┌────────
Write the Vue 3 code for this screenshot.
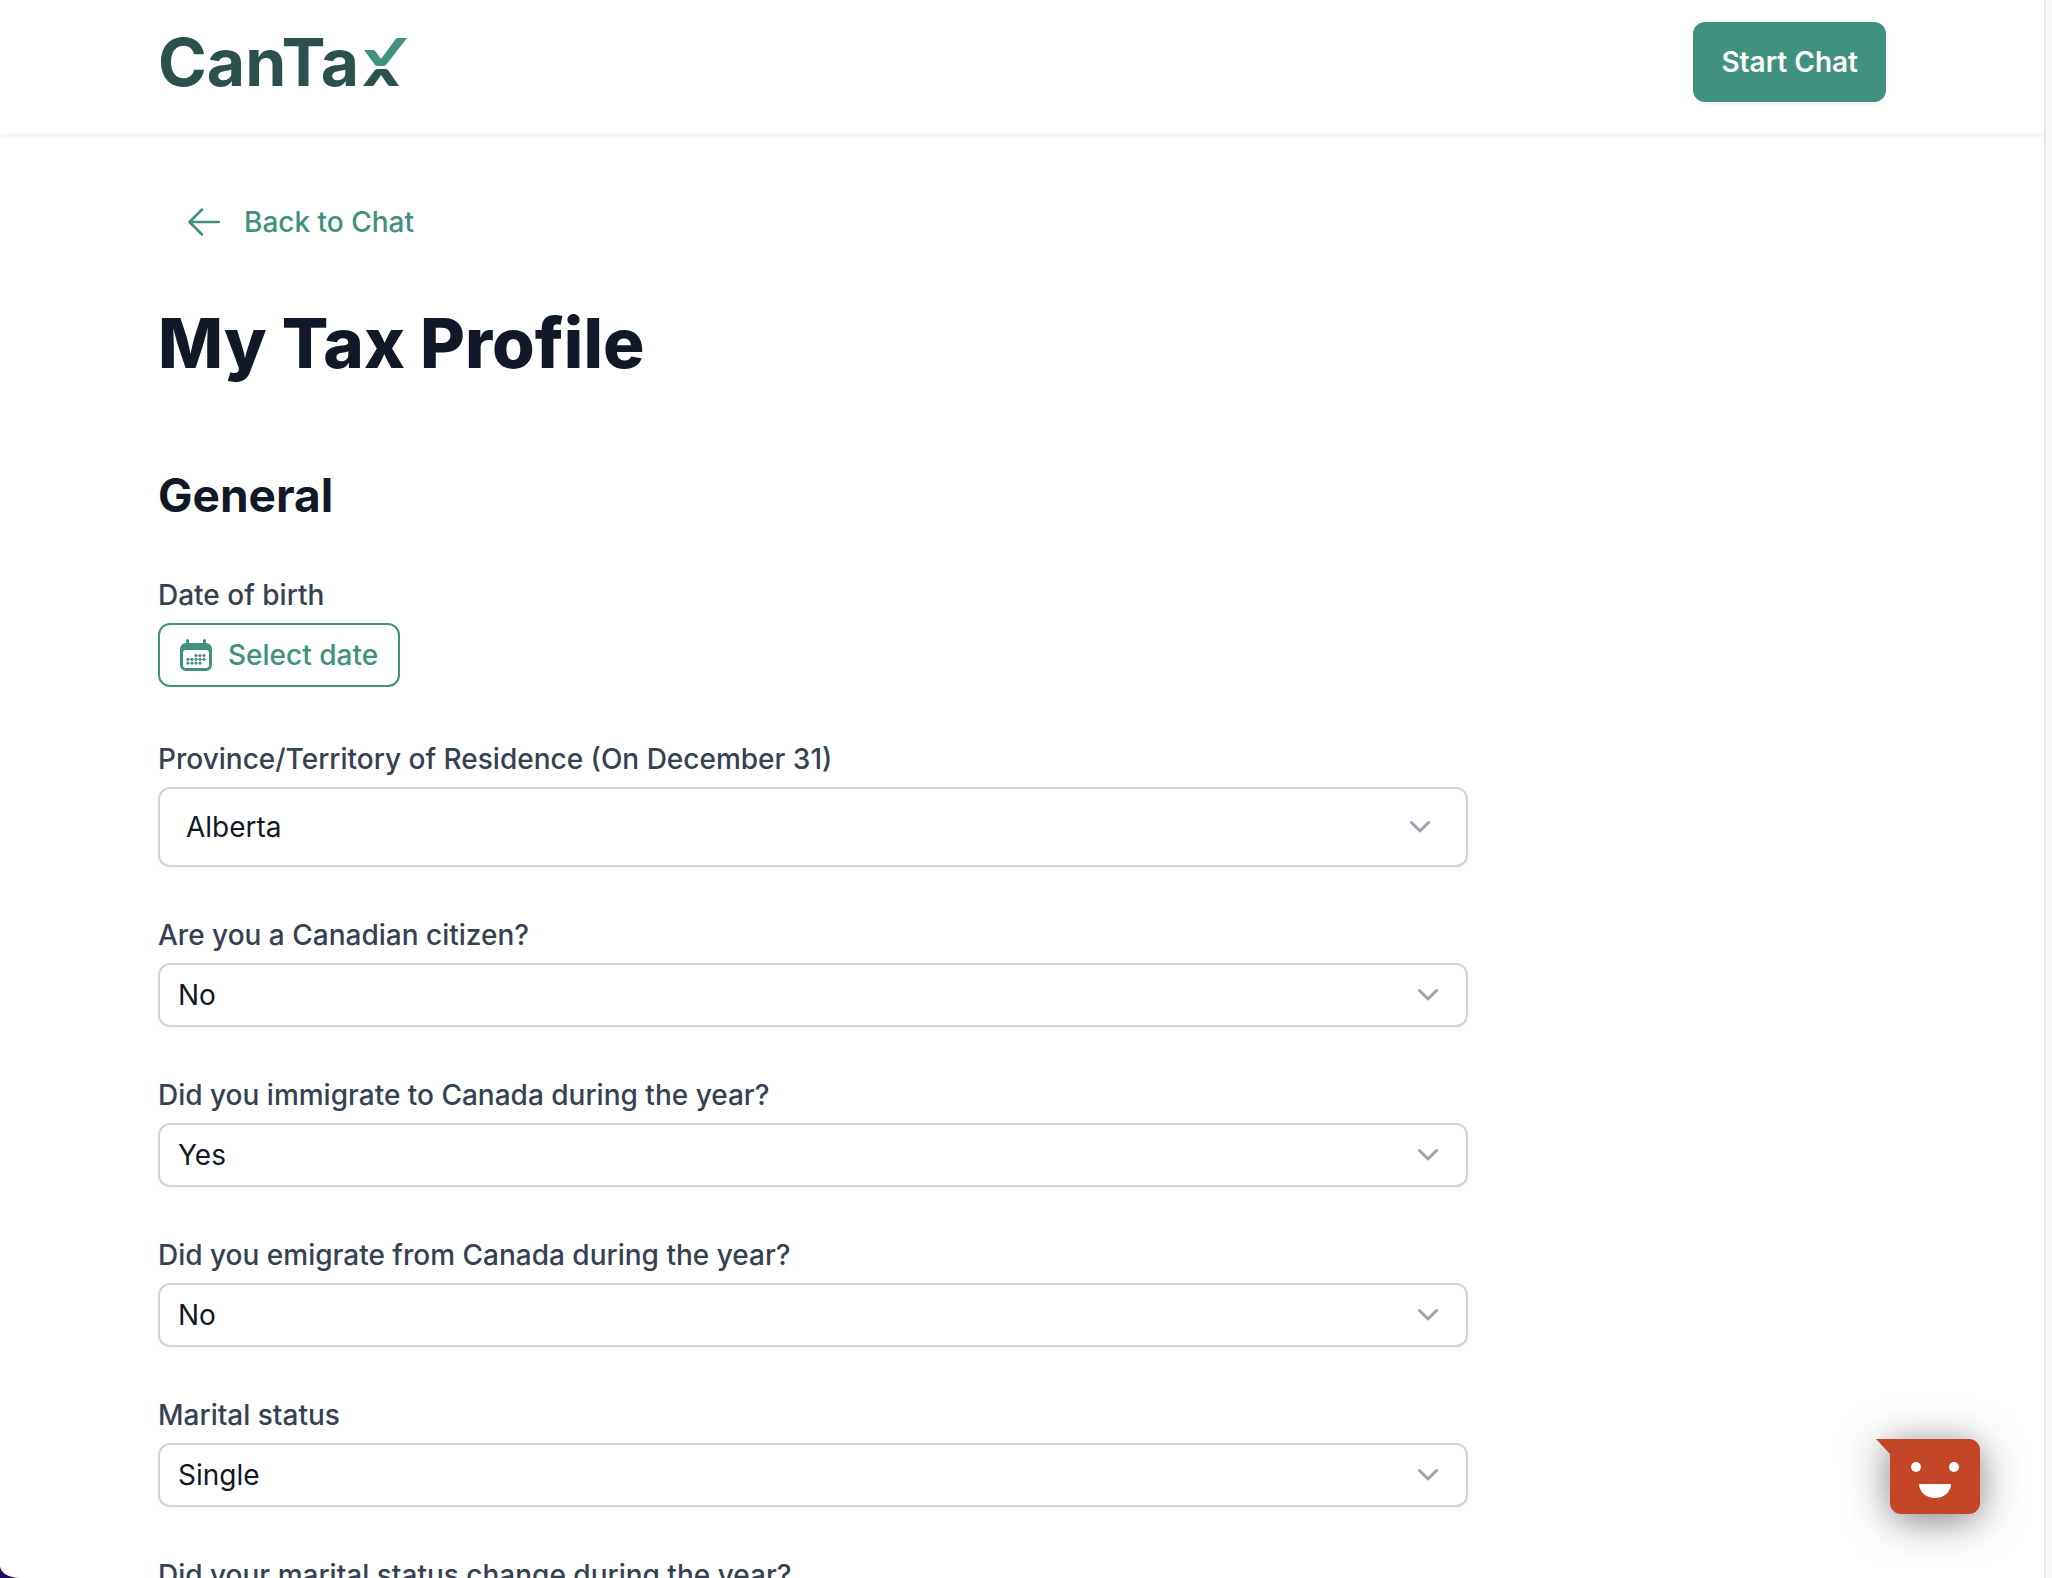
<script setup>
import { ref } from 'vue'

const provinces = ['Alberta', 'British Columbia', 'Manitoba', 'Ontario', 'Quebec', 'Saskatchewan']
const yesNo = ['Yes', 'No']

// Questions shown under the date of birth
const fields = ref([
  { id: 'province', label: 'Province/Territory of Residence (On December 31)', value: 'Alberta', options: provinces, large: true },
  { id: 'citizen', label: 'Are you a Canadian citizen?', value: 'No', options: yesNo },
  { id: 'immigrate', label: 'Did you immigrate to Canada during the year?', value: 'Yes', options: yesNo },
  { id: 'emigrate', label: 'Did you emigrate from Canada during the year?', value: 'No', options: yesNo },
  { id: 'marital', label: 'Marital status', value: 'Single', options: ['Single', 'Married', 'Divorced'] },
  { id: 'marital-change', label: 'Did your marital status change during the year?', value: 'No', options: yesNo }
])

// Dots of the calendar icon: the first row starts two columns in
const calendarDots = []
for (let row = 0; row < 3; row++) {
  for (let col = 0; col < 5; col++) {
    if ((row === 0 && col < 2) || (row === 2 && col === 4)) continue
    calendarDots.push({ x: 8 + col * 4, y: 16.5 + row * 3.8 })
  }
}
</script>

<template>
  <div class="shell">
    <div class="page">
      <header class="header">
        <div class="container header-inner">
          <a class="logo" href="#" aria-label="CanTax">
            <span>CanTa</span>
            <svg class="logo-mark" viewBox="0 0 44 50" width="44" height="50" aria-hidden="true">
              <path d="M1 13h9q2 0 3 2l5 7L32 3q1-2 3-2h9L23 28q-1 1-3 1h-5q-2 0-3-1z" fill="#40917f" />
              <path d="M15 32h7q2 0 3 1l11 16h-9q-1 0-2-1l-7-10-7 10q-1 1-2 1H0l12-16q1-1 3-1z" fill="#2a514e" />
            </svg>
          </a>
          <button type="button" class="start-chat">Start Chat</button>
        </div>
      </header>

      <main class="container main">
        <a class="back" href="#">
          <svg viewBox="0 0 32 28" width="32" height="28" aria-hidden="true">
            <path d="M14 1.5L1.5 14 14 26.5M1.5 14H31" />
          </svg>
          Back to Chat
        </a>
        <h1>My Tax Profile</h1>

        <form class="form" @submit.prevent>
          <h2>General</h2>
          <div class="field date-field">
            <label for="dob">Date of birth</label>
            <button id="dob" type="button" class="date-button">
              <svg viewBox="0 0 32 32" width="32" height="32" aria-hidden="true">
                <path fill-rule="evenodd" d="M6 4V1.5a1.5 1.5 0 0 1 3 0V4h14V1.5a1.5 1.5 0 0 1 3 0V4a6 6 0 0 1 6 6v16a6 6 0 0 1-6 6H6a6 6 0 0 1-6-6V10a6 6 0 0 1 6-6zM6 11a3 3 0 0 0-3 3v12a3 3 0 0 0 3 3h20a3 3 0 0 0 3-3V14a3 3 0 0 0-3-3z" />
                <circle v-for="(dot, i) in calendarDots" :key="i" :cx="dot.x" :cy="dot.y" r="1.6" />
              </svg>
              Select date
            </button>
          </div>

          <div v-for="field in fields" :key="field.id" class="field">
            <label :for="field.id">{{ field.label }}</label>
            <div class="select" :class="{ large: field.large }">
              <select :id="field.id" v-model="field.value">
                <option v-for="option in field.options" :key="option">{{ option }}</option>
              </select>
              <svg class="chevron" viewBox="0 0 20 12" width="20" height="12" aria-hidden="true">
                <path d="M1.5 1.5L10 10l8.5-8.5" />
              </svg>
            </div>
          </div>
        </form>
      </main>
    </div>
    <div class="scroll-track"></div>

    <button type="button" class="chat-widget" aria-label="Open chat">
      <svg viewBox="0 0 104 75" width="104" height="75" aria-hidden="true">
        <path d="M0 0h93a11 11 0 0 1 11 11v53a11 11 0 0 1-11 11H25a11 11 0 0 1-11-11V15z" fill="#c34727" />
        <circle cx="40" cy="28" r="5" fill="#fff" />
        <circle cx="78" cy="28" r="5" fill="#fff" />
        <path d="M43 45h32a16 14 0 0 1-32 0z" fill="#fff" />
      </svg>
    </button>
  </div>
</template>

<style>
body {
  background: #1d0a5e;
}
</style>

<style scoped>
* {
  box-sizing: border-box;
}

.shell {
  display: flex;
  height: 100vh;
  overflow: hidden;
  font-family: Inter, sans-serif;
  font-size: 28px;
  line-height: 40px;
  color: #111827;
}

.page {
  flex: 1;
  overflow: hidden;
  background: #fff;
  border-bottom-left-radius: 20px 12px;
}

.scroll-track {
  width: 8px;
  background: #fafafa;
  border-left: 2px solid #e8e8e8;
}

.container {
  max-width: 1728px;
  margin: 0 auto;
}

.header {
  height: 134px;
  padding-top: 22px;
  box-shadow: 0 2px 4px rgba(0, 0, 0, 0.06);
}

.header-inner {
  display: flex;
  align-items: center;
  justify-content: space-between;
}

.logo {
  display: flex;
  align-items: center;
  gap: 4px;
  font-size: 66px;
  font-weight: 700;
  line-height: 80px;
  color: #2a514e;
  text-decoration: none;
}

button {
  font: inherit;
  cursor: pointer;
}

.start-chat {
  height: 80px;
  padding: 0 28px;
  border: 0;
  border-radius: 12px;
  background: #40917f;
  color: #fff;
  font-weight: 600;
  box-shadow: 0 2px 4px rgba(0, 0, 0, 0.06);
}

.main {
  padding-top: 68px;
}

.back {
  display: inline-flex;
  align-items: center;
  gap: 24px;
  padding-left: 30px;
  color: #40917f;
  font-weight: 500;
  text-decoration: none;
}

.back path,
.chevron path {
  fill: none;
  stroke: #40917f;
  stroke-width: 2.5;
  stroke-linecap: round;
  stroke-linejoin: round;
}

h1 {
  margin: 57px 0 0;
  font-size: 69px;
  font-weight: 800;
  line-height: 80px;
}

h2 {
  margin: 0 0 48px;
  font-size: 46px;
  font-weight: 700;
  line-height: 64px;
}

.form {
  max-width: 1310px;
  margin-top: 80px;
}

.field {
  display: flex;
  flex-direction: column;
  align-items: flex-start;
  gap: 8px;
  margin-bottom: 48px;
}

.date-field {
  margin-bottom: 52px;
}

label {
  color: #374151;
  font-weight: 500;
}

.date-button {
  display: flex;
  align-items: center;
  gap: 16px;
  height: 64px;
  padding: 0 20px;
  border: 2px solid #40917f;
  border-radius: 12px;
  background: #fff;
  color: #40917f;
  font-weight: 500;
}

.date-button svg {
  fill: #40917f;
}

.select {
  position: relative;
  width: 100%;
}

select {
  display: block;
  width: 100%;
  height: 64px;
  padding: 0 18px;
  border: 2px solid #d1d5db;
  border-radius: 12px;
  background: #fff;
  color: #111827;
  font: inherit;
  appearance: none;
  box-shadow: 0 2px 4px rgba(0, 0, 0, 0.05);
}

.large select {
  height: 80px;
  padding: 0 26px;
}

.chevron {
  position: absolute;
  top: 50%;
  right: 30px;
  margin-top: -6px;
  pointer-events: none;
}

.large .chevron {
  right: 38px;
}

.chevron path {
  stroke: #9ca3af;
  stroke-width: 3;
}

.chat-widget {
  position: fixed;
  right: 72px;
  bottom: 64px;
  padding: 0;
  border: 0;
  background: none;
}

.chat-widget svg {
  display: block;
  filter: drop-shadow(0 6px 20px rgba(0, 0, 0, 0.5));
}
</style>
└────────
## JOB
Set down the complete material exactly, but do not include the images.

## FULL ANSWER
Write the Vue 3 code for this screenshot.
<script setup>
import { ref } from 'vue'

const provinces = ['Alberta', 'British Columbia', 'Manitoba', 'Ontario', 'Quebec', 'Saskatchewan']
const yesNo = ['Yes', 'No']

// Questions shown under the date of birth
const fields = ref([
  { id: 'province', label: 'Province/Territory of Residence (On December 31)', value: 'Alberta', options: provinces, large: true },
  { id: 'citizen', label: 'Are you a Canadian citizen?', value: 'No', options: yesNo },
  { id: 'immigrate', label: 'Did you immigrate to Canada during the year?', value: 'Yes', options: yesNo },
  { id: 'emigrate', label: 'Did you emigrate from Canada during the year?', value: 'No', options: yesNo },
  { id: 'marital', label: 'Marital status', value: 'Single', options: ['Single', 'Married', 'Divorced'] },
  { id: 'marital-change', label: 'Did your marital status change during the year?', value: 'No', options: yesNo }
])

// Dots of the calendar icon: the first row starts two columns in
const calendarDots = []
for (let row = 0; row < 3; row++) {
  for (let col = 0; col < 5; col++) {
    if ((row === 0 && col < 2) || (row === 2 && col === 4)) continue
    calendarDots.push({ x: 8 + col * 4, y: 16.5 + row * 3.8 })
  }
}
</script>

<template>
  <div class="shell">
    <div class="page">
      <header class="header">
        <div class="container header-inner">
          <a class="logo" href="#" aria-label="CanTax">
            <span>CanTa</span>
            <svg class="logo-mark" viewBox="0 0 44 50" width="44" height="50" aria-hidden="true">
              <path d="M1 13h9q2 0 3 2l5 7L32 3q1-2 3-2h9L23 28q-1 1-3 1h-5q-2 0-3-1z" fill="#40917f" />
              <path d="M15 32h7q2 0 3 1l11 16h-9q-1 0-2-1l-7-10-7 10q-1 1-2 1H0l12-16q1-1 3-1z" fill="#2a514e" />
            </svg>
          </a>
          <button type="button" class="start-chat">Start Chat</button>
        </div>
      </header>

      <main class="container main">
        <a class="back" href="#">
          <svg viewBox="0 0 32 28" width="32" height="28" aria-hidden="true">
            <path d="M14 1.5L1.5 14 14 26.5M1.5 14H31" />
          </svg>
          Back to Chat
        </a>
        <h1>My Tax Profile</h1>

        <form class="form" @submit.prevent>
          <h2>General</h2>
          <div class="field date-field">
            <label for="dob">Date of birth</label>
            <button id="dob" type="button" class="date-button">
              <svg viewBox="0 0 32 32" width="32" height="32" aria-hidden="true">
                <path fill-rule="evenodd" d="M6 4V1.5a1.5 1.5 0 0 1 3 0V4h14V1.5a1.5 1.5 0 0 1 3 0V4a6 6 0 0 1 6 6v16a6 6 0 0 1-6 6H6a6 6 0 0 1-6-6V10a6 6 0 0 1 6-6zM6 11a3 3 0 0 0-3 3v12a3 3 0 0 0 3 3h20a3 3 0 0 0 3-3V14a3 3 0 0 0-3-3z" />
                <circle v-for="(dot, i) in calendarDots" :key="i" :cx="dot.x" :cy="dot.y" r="1.6" />
              </svg>
              Select date
            </button>
          </div>

          <div v-for="field in fields" :key="field.id" class="field">
            <label :for="field.id">{{ field.label }}</label>
            <div class="select" :class="{ large: field.large }">
              <select :id="field.id" v-model="field.value">
                <option v-for="option in field.options" :key="option">{{ option }}</option>
              </select>
              <svg class="chevron" viewBox="0 0 20 12" width="20" height="12" aria-hidden="true">
                <path d="M1.5 1.5L10 10l8.5-8.5" />
              </svg>
            </div>
          </div>
        </form>
      </main>
    </div>
    <div class="scroll-track"></div>

    <button type="button" class="chat-widget" aria-label="Open chat">
      <svg viewBox="0 0 104 75" width="104" height="75" aria-hidden="true">
        <path d="M0 0h93a11 11 0 0 1 11 11v53a11 11 0 0 1-11 11H25a11 11 0 0 1-11-11V15z" fill="#c34727" />
        <circle cx="40" cy="28" r="5" fill="#fff" />
        <circle cx="78" cy="28" r="5" fill="#fff" />
        <path d="M43 45h32a16 14 0 0 1-32 0z" fill="#fff" />
      </svg>
    </button>
  </div>
</template>

<style>
body {
  background: #1d0a5e;
}
</style>

<style scoped>
* {
  box-sizing: border-box;
}

.shell {
  display: flex;
  height: 100vh;
  overflow: hidden;
  font-family: Inter, sans-serif;
  font-size: 28px;
  line-height: 40px;
  color: #111827;
}

.page {
  flex: 1;
  overflow: hidden;
  background: #fff;
  border-bottom-left-radius: 20px 12px;
}

.scroll-track {
  width: 8px;
  background: #fafafa;
  border-left: 2px solid #e8e8e8;
}

.container {
  max-width: 1728px;
  margin: 0 auto;
}

.header {
  height: 134px;
  padding-top: 22px;
  box-shadow: 0 2px 4px rgba(0, 0, 0, 0.06);
}

.header-inner {
  display: flex;
  align-items: center;
  justify-content: space-between;
}

.logo {
  display: flex;
  align-items: center;
  gap: 4px;
  font-size: 66px;
  font-weight: 700;
  line-height: 80px;
  color: #2a514e;
  text-decoration: none;
}

button {
  font: inherit;
  cursor: pointer;
}

.start-chat {
  height: 80px;
  padding: 0 28px;
  border: 0;
  border-radius: 12px;
  background: #40917f;
  color: #fff;
  font-weight: 600;
  box-shadow: 0 2px 4px rgba(0, 0, 0, 0.06);
}

.main {
  padding-top: 68px;
}

.back {
  display: inline-flex;
  align-items: center;
  gap: 24px;
  padding-left: 30px;
  color: #40917f;
  font-weight: 500;
  text-decoration: none;
}

.back path,
.chevron path {
  fill: none;
  stroke: #40917f;
  stroke-width: 2.5;
  stroke-linecap: round;
  stroke-linejoin: round;
}

h1 {
  margin: 57px 0 0;
  font-size: 69px;
  font-weight: 800;
  line-height: 80px;
}

h2 {
  margin: 0 0 48px;
  font-size: 46px;
  font-weight: 700;
  line-height: 64px;
}

.form {
  max-width: 1310px;
  margin-top: 80px;
}

.field {
  display: flex;
  flex-direction: column;
  align-items: flex-start;
  gap: 8px;
  margin-bottom: 48px;
}

.date-field {
  margin-bottom: 52px;
}

label {
  color: #374151;
  font-weight: 500;
}

.date-button {
  display: flex;
  align-items: center;
  gap: 16px;
  height: 64px;
  padding: 0 20px;
  border: 2px solid #40917f;
  border-radius: 12px;
  background: #fff;
  color: #40917f;
  font-weight: 500;
}

.date-button svg {
  fill: #40917f;
}

.select {
  position: relative;
  width: 100%;
}

select {
  display: block;
  width: 100%;
  height: 64px;
  padding: 0 18px;
  border: 2px solid #d1d5db;
  border-radius: 12px;
  background: #fff;
  color: #111827;
  font: inherit;
  appearance: none;
  box-shadow: 0 2px 4px rgba(0, 0, 0, 0.05);
}

.large select {
  height: 80px;
  padding: 0 26px;
}

.chevron {
  position: absolute;
  top: 50%;
  right: 30px;
  margin-top: -6px;
  pointer-events: none;
}

.large .chevron {
  right: 38px;
}

.chevron path {
  stroke: #9ca3af;
  stroke-width: 3;
}

.chat-widget {
  position: fixed;
  right: 72px;
  bottom: 64px;
  padding: 0;
  border: 0;
  background: none;
}

.chat-widget svg {
  display: block;
  filter: drop-shadow(0 6px 20px rgba(0, 0, 0, 0.5));
}
</style>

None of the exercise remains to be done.